"When we came to Moria, we could finally breathe"

More than 1,000 people are arriving every day to the Moria registration site on Lesvos, Greece. Many are families with small children. They have fought their way to the Turkish coast and crossed the Mediterranean Sea in small rubber boats.

"Until we came to Moria, we had no hope, but we were given clothes, food and a decent place to sleep – that gave us hope back," says 28-year-old Kamél.

She is from Afghanistan. Together with her husband and four children, she fled from their home three months ago. She says that both the Taliban and the Islamic State were advancing in their province, and therefore they saw no alternatives to flee with the children.

"One night the Taliban came to our house and wanted to take it away from us - they said that we could be allowed to stay in a single room. Therefore, we decided that we needed to flee with the children so they can get a peaceful life. We were afraid that they would become part of the Taliban and we could not live with that thought," says Kamél.

The flight has been long and hard. First they had to walk through the mountains of Iran and Turkey. After that they came to the uncertain journey across the Mediterranean in a rubber boat with 40 other Afghans - about half of them children.

"We fled with my three in-laws and my husband’s mother who has a brain injury, but we lost contact with them and do not know where they are. We were separated on the border between Iran and Turkey and haven’t been able to get in touch with them since. I just hope so much that we will find them again, "says Kamél.

It is all about the children

The boat took in a lot of water during the travel and the family feared, that it would sink. When they were rescued by the Greek coast guard and transported to Moria the children were completely soaked.  . At Moria they got new clothes and a dry and safe place to sleep. 

They are very grateful for having reached this point – and the assistance they received in Moria.

“Thanks to God, we are now completely safe. At times we didn’t think we would reach this point. Until now our fates have been in the hands of the smugglers, but when we came to Moria, we could finally breathe.
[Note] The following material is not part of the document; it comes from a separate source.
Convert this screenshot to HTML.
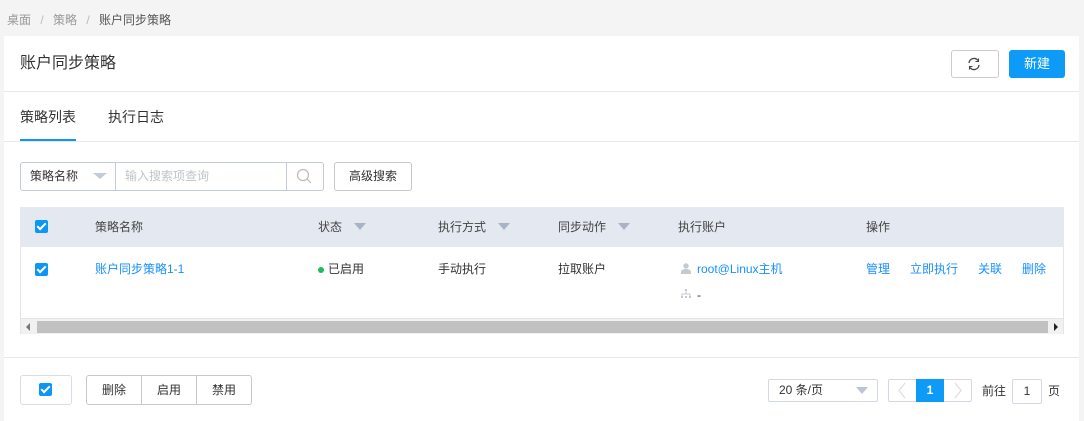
<html><head><style>
body{margin:0;width:1084px;height:421px;background:#f4f4f5;font-family:"Liberation Sans","Noto Sans CJK SC",sans-serif;position:relative;overflow:hidden;color:#333}
.a{position:absolute}
.t{font-size:12px;line-height:16px}
.cb{position:absolute;width:13px;height:13px;background:#0c96f5;border-radius:2px}
.cb:after{content:"";position:absolute;left:4px;top:1px;width:3px;height:7px;border:solid #fff;border-width:0 2px 2px 0;transform:rotate(45deg)}
.lnk{color:#1890ff}
.tri{position:absolute;width:0;height:0;border-left:6px solid transparent;border-right:6px solid transparent;border-top:7px solid #a8b4c4}
</style></head><body>
<div class="a t" style="left:7px;top:12px;color:#999">桌面 <span style="color:#bbb;margin:0 6px">/</span> 策略 <span style="color:#bbb;margin:0 6px">/</span> <span style="color:#555">账户同步策略</span></div>
<div class="a" style="left:4px;top:36px;width:1075px;height:385px;background:#fff"></div>
<div class="a" style="left:20px;top:54px;font-size:16px;line-height:20px;color:#333">账户同步策略</div>
<div class="a" style="left:951px;top:50px;width:46px;height:26px;border:1px solid #ccc;border-radius:3px"></div>
<svg class="a" style="left:967px;top:57px" width="14" height="14" viewBox="0 0 14 14"><path d="M2 6A5 5 0 0 1 11 3.5M12 8A5 5 0 0 1 3 10.5" fill="none" stroke="#444" stroke-width="1.3"/><path d="M11.5 1.5v3h-3M2.5 12.5v-3h3" fill="none" stroke="#444" stroke-width="1.1"/></svg>
<div class="a" style="left:1009px;top:50px;width:56px;height:28px;background:#0d9bf7;border-radius:3px;color:#fff;font-size:13px;line-height:28px;text-align:center">新建</div>
<div class="a" style="left:4px;top:91px;width:1075px;height:1px;background:#e8e8e8"></div>
<div class="a" style="left:20px;top:108px;font-size:14px;line-height:18px">策略列表</div>
<div class="a" style="left:108px;top:108px;font-size:14px;line-height:18px">执行日志</div>
<div class="a" style="left:20px;top:139px;width:56px;height:2px;background:#0d96f2"></div>
<div class="a" style="left:4px;top:141px;width:1075px;height:1px;background:#e8e8e8"></div>
<div class="a" style="left:20px;top:162px;width:302px;height:27px;border:1px solid #c3cbd6;border-radius:3px"></div>
<div class="a" style="left:115px;top:163px;width:1px;height:27px;background:#c3cbd6"></div>
<div class="a" style="left:286px;top:163px;width:1px;height:27px;background:#c3cbd6"></div>
<div class="a t" style="left:30px;top:168px">策略名称</div>
<div class="tri" style="left:93px;top:173px;border-width:6px 7px 0;border-top-color:#c3cbd6"></div>
<div class="a t" style="left:125px;top:168px;color:#c0c4cc">输入搜索项查询</div>
<svg class="a" style="left:296px;top:168px" width="16" height="16"><circle cx="7" cy="7" r="5.5" fill="none" stroke="#bbb" stroke-width="1.2"/><path d="M11 11l4 4" stroke="#bbb" stroke-width="1.2"/></svg>
<div class="a t" style="left:334px;top:162px;width:76px;height:27px;border:1px solid #c8c8c8;border-radius:3px;line-height:27px;text-align:center">高级搜索</div>
<div class="a" style="left:20px;top:207px;width:1044px;height:127px;border:1px solid #e2e6ec;box-sizing:border-box"></div>
<div class="a" style="left:20px;top:207px;width:1044px;height:40px;background:#e4e9f1"></div>
<div class="cb" style="left:35px;top:220px"></div>
<div class="a t" style="left:95px;top:219px;color:#444">策略名称</div>
<div class="a t" style="left:318px;top:219px;color:#444">状态</div><div class="tri" style="left:354px;top:223px"></div>
<div class="a t" style="left:438px;top:219px;color:#444">执行方式</div><div class="tri" style="left:498px;top:223px"></div>
<div class="a t" style="left:558px;top:219px;color:#444">同步动作</div><div class="tri" style="left:618px;top:223px"></div>
<div class="a t" style="left:678px;top:219px;color:#444">执行账户</div>
<div class="a t" style="left:866px;top:219px;color:#444">操作</div>
<div class="cb" style="left:35px;top:263px"></div>
<div class="a t lnk" style="left:95px;top:261px">账户同步策略1-1</div>
<div class="a" style="left:318px;top:267px;width:6px;height:6px;border-radius:50%;background:#19c05a"></div>
<div class="a t" style="left:328px;top:261px">已启用</div>
<div class="a t" style="left:438px;top:261px">手动执行</div>
<div class="a t" style="left:558px;top:261px">拉取账户</div>
<svg class="a" style="left:681px;top:263px" width="10" height="11"><circle cx="5" cy="3" r="2.7" fill="#c5c9d0"/><path d="M0 11v-2q0-3 5-3t5 3v2z" fill="#c5c9d0"/></svg>
<div class="a t lnk" style="left:697px;top:261px">root@Linux主机</div>
<svg class="a" style="left:681px;top:289px" width="10" height="9"><rect x="4" y="0" width="2" height="2" fill="#c5c9d0"/><path d="M5 2v3M1 7V5h8v2" stroke="#c5c9d0" fill="none"/><rect x="0" y="7" width="2" height="2" fill="#c5c9d0"/><rect x="4" y="7" width="2" height="2" fill="#c5c9d0"/><rect x="8" y="7" width="2" height="2" fill="#c5c9d0"/></svg>
<div class="a t" style="left:697px;top:287px">-</div>
<div class="a t lnk" style="left:866px;top:261px">管理</div>
<div class="a t lnk" style="left:910px;top:261px">立即执行</div>
<div class="a t lnk" style="left:978px;top:261px">关联</div>
<div class="a t lnk" style="left:1022px;top:261px">删除</div>
<div class="a" style="left:21px;top:318px;width:1042px;height:15px;background:#f1f1f1;border-top:1px solid #e2e6ec"></div>
<div class="a" style="left:37px;top:321px;width:1011px;height:12px;background:#c1c1c1"></div>
<div class="a" style="left:26px;top:323px;border:4px solid transparent;border-right-color:#777;border-left:0"></div>
<div class="a" style="left:1054px;top:323px;border:4px solid transparent;border-left-color:#222;border-right:0"></div>
<div class="a" style="left:4px;top:357px;width:1075px;height:1px;background:#e8e8e8"></div>
<div class="a" style="left:20px;top:375px;width:50px;height:28px;border:1px solid #d8dde6;border-radius:3px"></div>
<div class="cb" style="left:39px;top:383px"></div>
<div class="a" style="left:86px;top:375px;width:164px;height:28px;border:1px solid #c8c8c8;border-radius:3px"></div>
<div class="a" style="left:141px;top:376px;width:1px;height:28px;background:#c8c8c8"></div>
<div class="a" style="left:196px;top:376px;width:1px;height:28px;background:#c8c8c8"></div>
<div class="a t" style="left:86px;top:382px;width:56px;text-align:center">删除</div>
<div class="a t" style="left:141px;top:382px;width:56px;text-align:center">启用</div>
<div class="a t" style="left:196px;top:382px;width:56px;text-align:center">禁用</div>
<div class="a" style="left:768px;top:379px;width:108px;height:21px;border:1px solid #d3d9e3;border-radius:2px"></div>
<div class="a t" style="left:779px;top:382px">20 条/页</div>
<div class="tri" style="left:856px;top:387px;border-top-color:#bcc5d2"></div>
<div class="a" style="left:888px;top:379px;width:82px;height:21px;border:1px solid #d3d9e3;border-radius:2px"></div>
<div class="a t" style="left:916px;top:379px;width:28px;height:23px;background:#0d9bf7;color:#fff;line-height:23px;text-align:center;font-weight:bold">1</div>
<svg class="a" style="left:897px;top:382px" width="10" height="17"><path d="M8 1L2 8.5 8 16" fill="none" stroke="#ddd" stroke-width="1.2"/></svg>
<svg class="a" style="left:953px;top:382px" width="10" height="17"><path d="M2 1l6 7.5L2 16" fill="none" stroke="#ddd" stroke-width="1.2"/></svg>
<div class="a t" style="left:982px;top:383px">前往</div>
<div class="a t" style="left:1012px;top:379px;width:28px;height:23px;border:1px solid #d3d9e3;border-radius:2px;line-height:23px;text-align:center">1</div>
<div class="a t" style="left:1048px;top:383px">页</div>
</body></html>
Having reached this point has given usback  hope for a future," said Kamél.

They hope to give their children a good life. They want to learn the language of the place they end up and want to get jobs and provide for themselves. But the main thing is that the children are well.

"The children often asked 'when will we get to a place that we can call home?' We have lived in a country at war for 30 years, but enough was enough. We just want to be in a place where we can relax and call it a home. We have experienced so many bad things and our focus is for our children not to experience the same things," says Kamél.